Mutatis mutandis, è l’urlo liberatorio di Di Maio & dimaietti che, un minuto dopo la scissione, già sputavano sul loro passato e si scusavano per i loro meriti. Di Maio aveva già iniziato, rinnegando le sacrosante critiche a Mattarella e Draghi, la visita ai Gilet gialli (molto opportuna se non fosse stato ministro), persino la normale richiesta di dimissioni al sindaco arrestato Uggetti (ora lo incoraggerebbe a riunire la giunta nell’ora d’aria). Intanto digeriva senza un ruttino le controriforme draghiane che ammainavano non solo le bandiere del M5S (Spazzacorrotti, Superbonus, pace, ambiente), ma persino le sue (dl Dignità).

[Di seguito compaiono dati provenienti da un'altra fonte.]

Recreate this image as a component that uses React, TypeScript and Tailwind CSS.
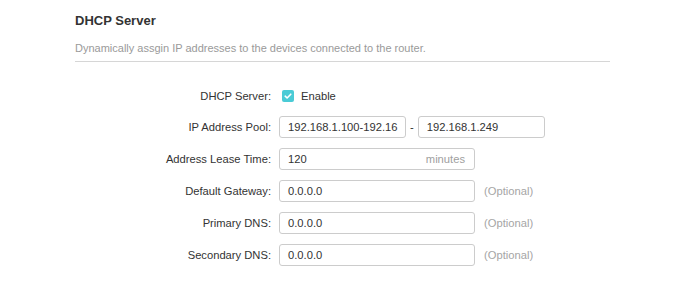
const font = { fontFamily: '"Liberation Sans", Arial, sans-serif' };

function Field({ value, className = "w-[196px]", suffix }: { value: string; className?: string; suffix?: string }) {
  return (
    <div className={`flex h-[22px] items-center justify-between rounded-[3px] border border-[#cccccc] bg-white pl-[8px] pr-[9px] text-[11.2px] text-[#333333] ${className}`}>
      <span className="whitespace-nowrap">{value}</span>
      {suffix && <span className="text-[#a0a0a0]">{suffix}</span>}
    </div>
  );
}

function Row({ label, children, first }: { label: string; children: React.ReactNode; first?: boolean }) {
  return (
    <div className={`flex items-center ${first ? "h-[30px]" : "h-[32px]"}`}>
      <div className="w-[197px] pr-[1px] text-right text-[11.2px] text-[#333333]">{label}</div>
      <div className="ml-[7px] flex items-center">{children}</div>
    </div>
  );
}

function Optional() {
  return <span className="ml-[9px] text-[11.2px] text-[#a5a5a5]">(Optional)</span>;
}

export default function App() {
  return (
    <div className="h-[285px] w-[673px] bg-white" style={font}>
      <div className="pl-[75px] pt-[12px] w-[610px]">
        <h2 className="text-[13px] font-bold leading-[17px] text-[#333333]">DHCP Server</h2>
        <p className="mt-[13px] text-[11px] leading-[13px] text-[#9a9a9a]">
          Dynamically assgin IP addresses to the devices connected to the router.
        </p>
        <div className="mt-[6px] h-px bg-[#d6d6d6]" />
      </div>

      <div className="mt-[19px] pl-[75px]">
        <Row label="DHCP Server:" first>
          <span className="ml-[3px] flex h-[12px] w-[12px] items-center justify-center rounded-[2px] bg-[#4acbd6]">
            <svg viewBox="0 0 12 12" className="h-[12px] w-[12px]">
              <path d="M3.2 6.2 L5.1 8 L8.8 4.2" fill="none" stroke="white" strokeWidth="1.6" strokeLinecap="round" strokeLinejoin="round" />
            </svg>
          </span>
          <span className="ml-[7px] text-[11.2px] text-[#333333]">Enable</span>
        </Row>
        <Row label="IP Address Pool:">
          <Field value="192.168.1.100-192.16" className="w-[127px] overflow-hidden" />
          <span className="mx-[4px] text-[11.2px] text-[#333333]">-</span>
          <Field value="192.168.1.249" className="w-[127px]" />
        </Row>
        <Row label="Address Lease Time:">
          <Field value="120" suffix="minutes" />
        </Row>
        <Row label="Default Gateway:">
          <Field value="0.0.0.0" />
          <Optional />
        </Row>
        <Row label="Primary DNS:">
          <Field value="0.0.0.0" />
          <Optional />
        </Row>
        <Row label="Secondary DNS:">
          <Field value="0.0.0.0" />
          <Optional />
        </Row>
      </div>
    </div>
  );
}
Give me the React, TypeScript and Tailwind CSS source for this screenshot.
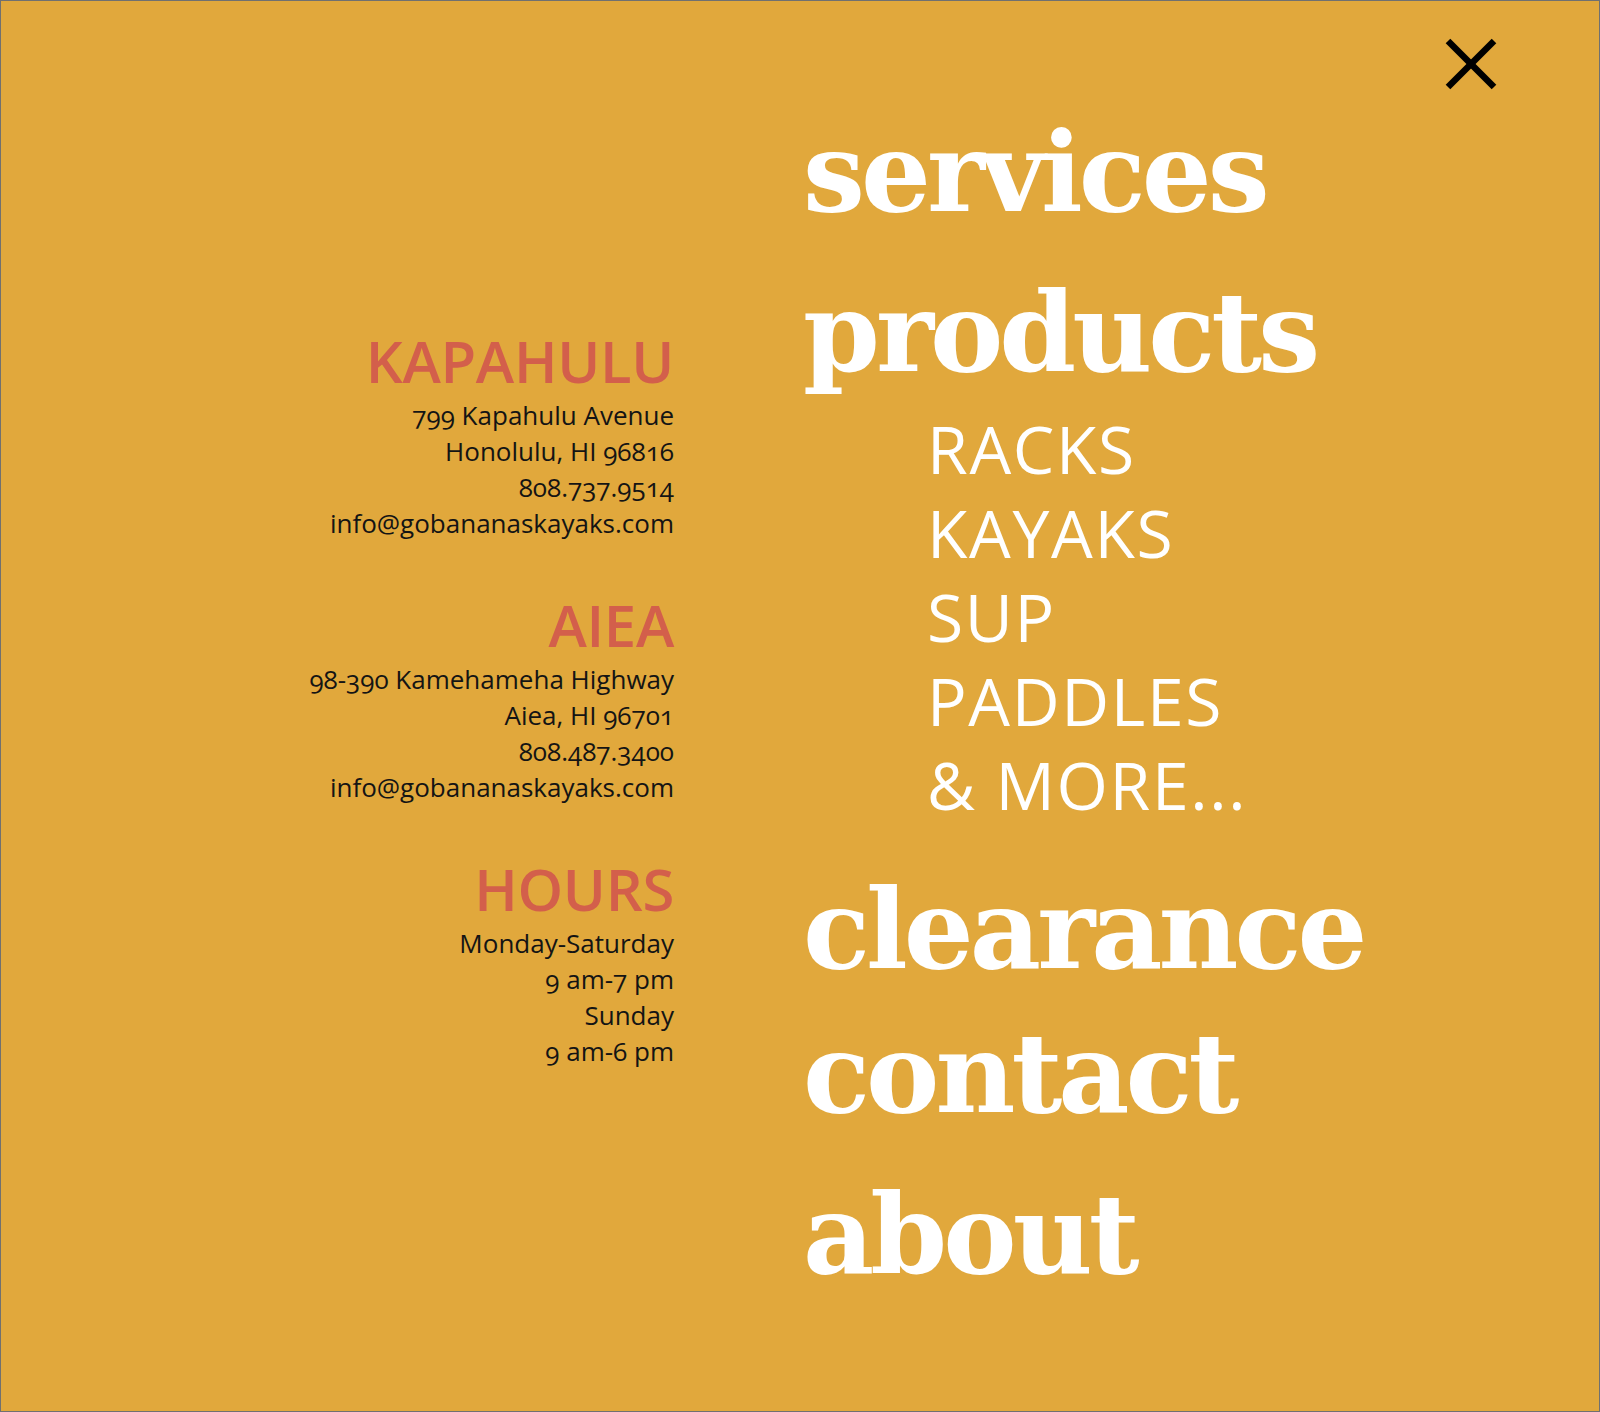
const locations = [
  {
    name: 'KAPAHULU',
    lines: ['799 Kapahulu Avenue', 'Honolulu, HI 96816', '808.737.9514', 'info@gobananaskayaks.com'],
  },
  {
    name: 'AIEA',
    lines: ['98-390 Kamehameha Highway', 'Aiea, HI 96701', '808.487.3400', 'info@gobananaskayaks.com'],
  },
  {
    name: 'HOURS',
    lines: ['Monday-Saturday', '9 am-7 pm', 'Sunday', '9 am-6 pm'],
  },
];

const productLinks = ['RACKS', 'KAYAKS', 'SUP', 'PADDLES', '& MORE...'];

const serif = "font-['DejaVu_Serif','Liberation_Serif',serif]";
const sans = "font-['Open_Sans','Noto_Sans',sans-serif]";

function NavLink({ label, className }: { label: string; className: string }) {
  return (
    <a
      href="#"
      className={`block ${serif} font-bold text-white text-[110px] leading-[128px] tracking-[-0.036em] ${className}`}
    >
      {label}
    </a>
  );
}

export default function App() {
  return (
    <div className="w-full h-[1412px] bg-[#e1a83c] border border-[#707070] flex">
      <aside className={`w-[673px] shrink-0 pt-[336px] text-right ${sans}`}>
        {locations.map((loc) => (
          <div key={loc.name} className="mb-[60px]">
            <h2 className="text-[58px] leading-[48px] font-semibold text-[#d35f4b] tracking-[-0.005em]">
              {loc.name}
            </h2>
            <div className="mt-[12px] text-[26px] leading-[36px] text-[#141414] oldstyle-nums">
              {loc.lines.map((line) => (
                <p key={line}>{line}</p>
              ))}
            </div>
          </div>
        ))}
      </aside>

      <nav className="ml-[129px] flex-1 pt-[108px]">
        <NavLink label="services" className="" />
        <NavLink label="products" className="mt-[32px]" />
        <ul className={`mt-[9px] pl-[124px] ${sans}`}>
          {productLinks.map((item) => (
            <li key={item}>
              <a href="#" className="block text-[66px] leading-[84px] tracking-[0.025em] text-white">
                {item}
              </a>
            </li>
          ))}
        </ul>
        <NavLink label="clearance" className="mt-[40px]" />
        <NavLink label="contact" className="mt-[16px]" />
        <NavLink label="about" className="mt-[33px]" />
      </nav>

      <div className="self-start mt-[37px] mr-[102px]">
        <button className="block text-black" aria-label="Close menu">
          <svg width="52" height="52" viewBox="0 0 52 52" fill="none" stroke="currentColor" strokeWidth="6.5">
            <line x1="3" y1="3" x2="49" y2="49" />
            <line x1="49" y1="3" x2="3" y2="49" />
          </svg>
        </button>
      </div>
    </div>
  );
}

Alla compagnia s’è aggiunta Lucia Azzolina, ex buona ministra, ora in stato confusionale: per 17 mesi ha denunciato i disastri del successore Bianchi, dai tagli alla scuola alla sanatoria dei precari (lei, per averla rifiutata, è sotto scorta); ora va con chi dipinge Conte come un islamista radicalizzato perché non è abbastanza filogovernativo e presto sarà alleata di chi la insultava per il rossetto rosso e i banchi a rotelle.
E Conte dovette imbastire una trattativa in salita con Draghi per sventare la minaccia almeno per i reati più gravi. Ora la giureconsulta dice “mai più gogne” come una renzian-forzista qualsiasi, esalta il bavaglio detto “presunzione d’innocenza” e accusa i 5Stelle di violare il “fine rieducativo della pena” perché vogliono in carcere i condannati al carcere (la pena, per rieducare, dev’essere finta).
È l’antipasto del prossimo Salvaladri Cartabia per liberare i condannati sino a 4 anni. Finora il M5S poteva bloccare queste porcate. Oggi, grazie ai dimaiani, può solo restare a guardare. Oppure uscire e tornare fra la gente. E sarà sempre troppo tardi.